Sympson also considered regional demographic pressures: “Indonesia’s 1950 population – only 80 million people – has increased two-fold to 245 million today. By 2050, it is likely to be the world’s fifth-largest country, with 309 million inhabitants, at least seven times Australia’s size in about four decades.”
"Given such compelling facts, it would be an exceedingly timely and symbolic gesture – and people-smuggler deterrent – to mark the 370th anniversary of Christmas Island’s discovery by returning all 135 sqkm of it – and the Cocos (Keeling) Islands – to the country that is surely their rightful owner, the Republic of Indonesia, on Christmas Day this year.

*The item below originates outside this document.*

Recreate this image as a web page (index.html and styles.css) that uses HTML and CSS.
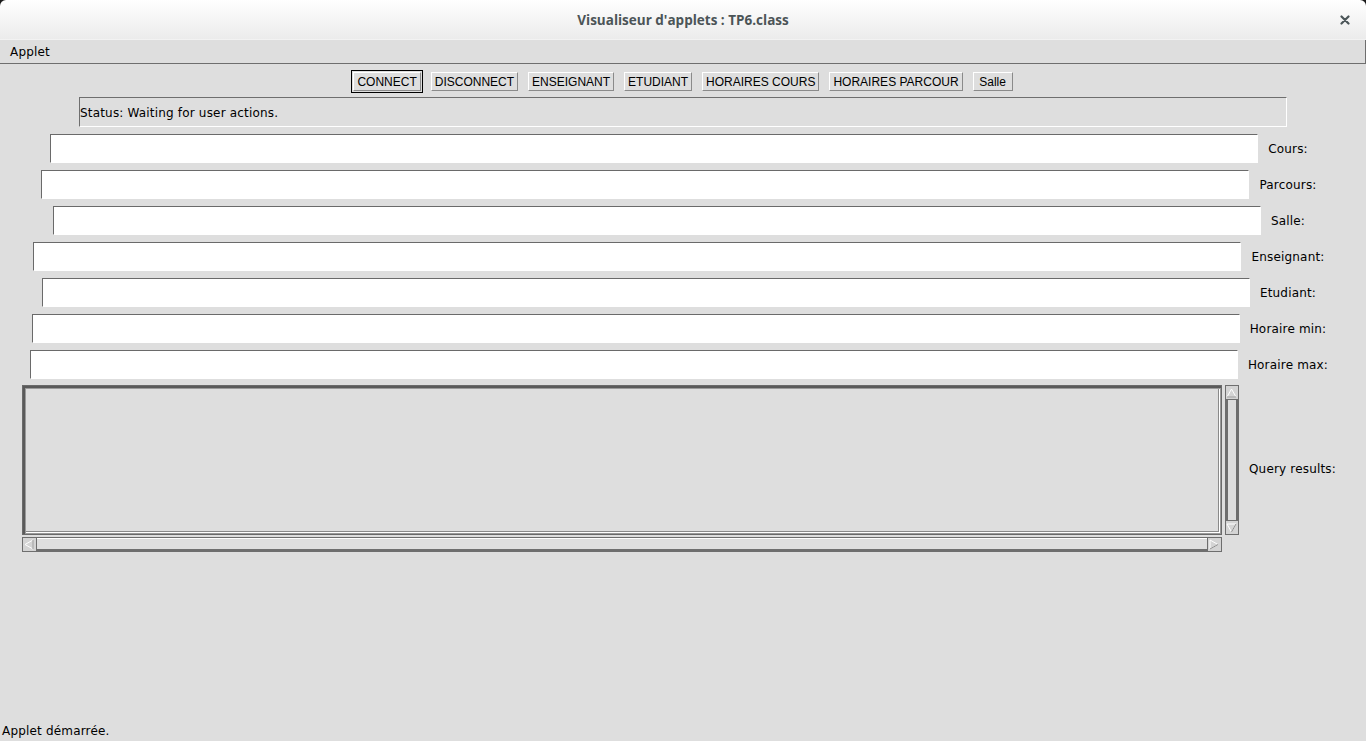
FILE: index.html
```html
<!DOCTYPE html>
<html lang="fr">
<head>
<meta charset="utf-8">
<title>Visualiseur d'applets : TP6.class</title>
<link rel="stylesheet" href="styles.css">
</head>
<body>
<div class="window">
  <header class="titlebar">
    <span class="spacer"></span>
    <h1 class="title">Visualiseur d'applets : TP6.class</h1>
    <button class="close" aria-label="Fermer">
      <svg width="10" height="10" viewBox="0 0 10 10"><path d="M1.5 1.5 L8.5 8.5 M8.5 1.5 L1.5 8.5" stroke="#4c5659" stroke-width="2.2" stroke-linecap="round"/></svg>
    </button>
  </header>
  <nav class="menubar"><span class="menu">Applet</span></nav>
  <main class="applet">
    <div class="buttons">
      <button class="btn focused">CONNECT</button>
      <button class="btn">DISCONNECT</button>
      <button class="btn">ENSEIGNANT</button>
      <button class="btn">ETUDIANT</button>
      <button class="btn">HORAIRES COURS</button>
      <button class="btn">HORAIRES PARCOUR</button>
      <button class="btn">Salle</button>
    </div>
    <div class="status">Status: Waiting for user actions.</div>
    <div class="rows">
      <div class="row"><div class="field"></div><span class="lbl">Cours:</span></div>
      <div class="row"><div class="field"></div><span class="lbl">Parcours:</span></div>
      <div class="row"><div class="field"></div><span class="lbl">Salle:</span></div>
      <div class="row"><div class="field"></div><span class="lbl">Enseignant:</span></div>
      <div class="row"><div class="field"></div><span class="lbl">Etudiant:</span></div>
      <div class="row"><div class="field"></div><span class="lbl">Horaire min:</span></div>
      <div class="row"><div class="field"></div><span class="lbl">Horaire max:</span></div>
      <div class="row">
        <div class="scrollpane">
          <div class="textarea"></div>
          <div class="vscroll">
            <div class="arrow"><svg width="11" height="10" viewBox="0 0 11 10"><path d="M5.5 1 L10 9 L1 9 Z" fill="none" stroke="#ffffff" stroke-width="1"/><path d="M10 9 L1 9" stroke="#8a8a8a" stroke-width="1"/></svg></div>
            <div class="track"></div>
            <div class="arrow"><svg width="11" height="10" viewBox="0 0 11 10"><path d="M1 1 L10 1 L5.5 9 Z" fill="none" stroke="#ffffff" stroke-width="1"/><path d="M10 1 L5.5 9" stroke="#8a8a8a" stroke-width="1"/></svg></div>
          </div>
          <div class="hscroll">
            <div class="arrow"><svg width="10" height="11" viewBox="0 0 10 11"><path d="M1 5.5 L9 1 L9 10 Z" fill="none" stroke="#ffffff" stroke-width="1"/><path d="M9 1 L9 10" stroke="#8a8a8a" stroke-width="1"/></svg></div>
            <div class="track"></div>
            <div class="arrow"><svg width="10" height="11" viewBox="0 0 10 11"><path d="M1 1 L9 5.5 L1 10 Z" fill="none" stroke="#ffffff" stroke-width="1"/><path d="M9 5.5 L1 10" stroke="#8a8a8a" stroke-width="1"/></svg></div>
          </div>
        </div>
        <span class="lbl">Query results:</span>
      </div>
    </div>
  </main>
  <footer class="statusbar">Applet démarrée.</footer>
</div>
</body>
</html>
```
FILE: styles.css
```css
html {
  background: #1a1a1a;
}
body {
  margin: 0;
  font-family: "DejaVu Sans", sans-serif;
  font-size: 12px;
  letter-spacing: 0.18px;
  color: #000;
}
.window {
  height: 100vh;
  display: flex;
  flex-direction: column;
}
.titlebar {
  height: 40px;
  flex: none;
  box-sizing: border-box;
  display: grid;
  grid-template-columns: 1fr auto 1fr;
  align-items: center;
  background: linear-gradient(#ffffff, #ebebeb);
  border-bottom: 1px solid #f2f2f2;
  border-radius: 6px 6px 0 0;
}
.title {
  margin: 0;
  font-family: "Open Sans", sans-serif;
  font-weight: 700;
  font-size: 13.5px;
  letter-spacing: 0;
  color: #4b5457;
  text-align: center;
}
.close {
  justify-self: end;
  margin-right: 16px;
  padding: 0;
  border: 0;
  background: none;
  display: flex;
}
.menubar {
  height: 24px;
  flex: none;
  box-sizing: border-box;
  background: #dedede;
  border-bottom: 1px solid #6e6e6e;
  border-right: 1px solid #6e6e6e;
  padding-left: 10px;
  display: flex;
  align-items: center;
}
.applet {
  flex: 1;
  background: #dedede;
  display: flex;
  flex-direction: column;
  align-items: center;
  padding-top: 8px;
}
.buttons {
  display: flex;
  gap: 10px;
}
.btn {
  height: 19px;
  min-width: 40px;
  box-sizing: border-box;
  padding: 0 3px;
  font-family: "Liberation Sans", sans-serif;
  font-size: 12px;
  letter-spacing: 0;
  color: #000;
  background: #dedede;
  border: 1px solid;
  border-color: #ffffff #8a8a8a #8a8a8a #ffffff;
  line-height: 16px;
}
.btn.focused {
  outline: 1px solid #000;
  outline-offset: 1px;
}
.status {
  width: 1208px;
  height: 30px;
  box-sizing: border-box;
  margin-top: 6px;
  border: 1px solid;
  border-color: #6e6e6e #ffffff #ffffff #6e6e6e;
  display: flex;
  align-items: center;
  padding-top: 1px;
}
.rows {
  align-self: stretch;
  padding-right: 8px;
  margin-top: 7px;
  display: flex;
  flex-direction: column;
  gap: 7px;
}
.row {
  display: flex;
  justify-content: center;
  align-items: center;
  gap: 10px;
}
.field {
  width: 1208px;
  height: 29px;
  box-sizing: border-box;
  background: #fff;
  border: 1px solid;
  border-color: #6a6a6a #ffffff #ffffff #6a6a6a;
}
.lbl {
  white-space: nowrap;
}
.scrollpane {
  display: grid;
  grid-template-columns: 1200px 14px;
  grid-template-rows: 150px 15px;
  column-gap: 3px;
  row-gap: 2px;
  margin-top: -1px;
}
.textarea {
  box-sizing: border-box;
  background: #dedede;
  border: 1px solid #6a6a6a;
  box-shadow: inset 2px 2px 0 #5a5a5a, inset 3px 3px 0 #9a9a9a, inset -1px -1px 0 #9a9a9a, inset -2px -2px 0 #ffffff, inset -3px -3px 0 #8a8a8a;
}
.vscroll {
  box-sizing: border-box;
  border: 1px solid #6e6e6e;
  display: flex;
  flex-direction: column;
  background: #dedede;
}
.hscroll {
  box-sizing: border-box;
  border: 1px solid #6e6e6e;
  display: flex;
  background: #dedede;
}
.vscroll .arrow {
  height: 13px;
  flex: none;
  display: flex;
  align-items: center;
  justify-content: center;
  background: #d4d4d4;
  border-bottom: 1px solid #6e6e6e;
}
.vscroll .arrow:last-child {
  border-bottom: 0;
  border-top: 1px solid #6e6e6e;
}
.vscroll .track {
  flex: 1;
  border-left: 2px solid #6e6e6e;
  border-right: 2px solid #6e6e6e;
}
.hscroll .arrow {
  width: 13px;
  flex: none;
  display: flex;
  align-items: center;
  justify-content: center;
  background: #d4d4d4;
  border-right: 1px solid #6e6e6e;
}
.hscroll .arrow:last-child {
  border-right: 0;
  border-left: 1px solid #6e6e6e;
}
.hscroll .track {
  flex: 1;
  border-top: 1px solid #ffffff;
  border-bottom: 2px solid #6e6e6e;
}
.statusbar {
  flex: none;
  height: 21px;
  background: #dedede;
  padding-left: 2px;
  display: flex;
  align-items: center;
}
```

Otherwise, their retention as a bureaucratic quasi-penal entrepôt will signal to the world that Australia, now a G-20 country, has decided to re-enact a dark chapter from its brutal colonial past.
There is much more at stake here than merely increasing philatelic sales for Australia Post; namely the nation’s stature on the international stage.”
In Marcus Clarke’s dedication – written in the Melbourne Public Library – to Sir Charles Gavan Duffy in his For the Term of His Natural Life, (1874), he warned against “the inexpediency of again allowing offenders against the law to be herded together in places remote from the wholesome influence of public opinion, and to be submitted to a discipline which must necessarily depend for its just administration upon the personal character and temper of their gaolers.”
If “the blunders” that produced the convict system of justice were repeated, “tragic and terrible” events “must infallibly occur again.”
Would Clarke not conclude – if he returned over a century later – that, while there was no more deportation of “criminals of England”, “the method of punishment, of which that deportation was a part, is still in existence”?